Low-Complexity Symbol Level MMSE Detection for OTFS in Underwater Acoustic Channels

Orthogonal time frequency space (OTFS) modulation has garnered significant interest for its robust performance in fast time-varying channels, making it suitable for mobile underwater acoustic (UWA) communication system. This article introduces OTFS modulation to the UWA system and proposes a low-complexity minimum mean-squared error (MMSE) turbo equalization method. Leveraging the characteristics of UWA channels in the delay-Doppler (DD) domain, the method employs symbol-level MMSE equalization. By focusing processing on signals within the DD domain's interference range, it reduces the channel matrix size, thereby lowering complexity. Given the long delay spread and large Doppler shift of UWA channels, symbol-level MMSE equalization inherently involves high complexity. To mitigate this, we propose two methods to further reduce the computational load associated with matrix inversion. First, we utilize common blocks in the channel matrix and employ a block iterative matrix inversion algorithm to retain computational results, thereby avoiding repeated inversions of the large dimensional matrix.

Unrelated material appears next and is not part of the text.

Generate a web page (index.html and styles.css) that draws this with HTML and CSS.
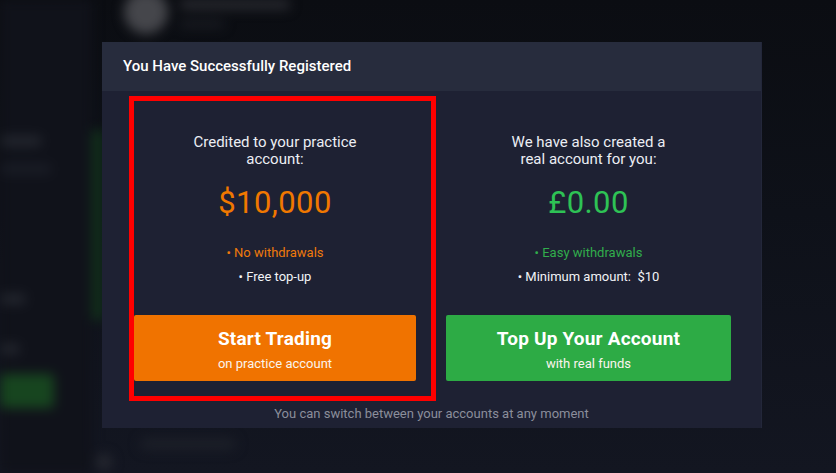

Additionally, we enhance the diagonal dominance property of the channel matrix using the discrete Fourier transform (DFT) matrix. Subsequently, we approximate the inversion using the second-order Neumann series decomposition, further lowering computational complexity. Simulation results and experimental validations at Danjiangkou Lake demonstrate the efficacy of the proposed low-complexity iterative equalization algorithm.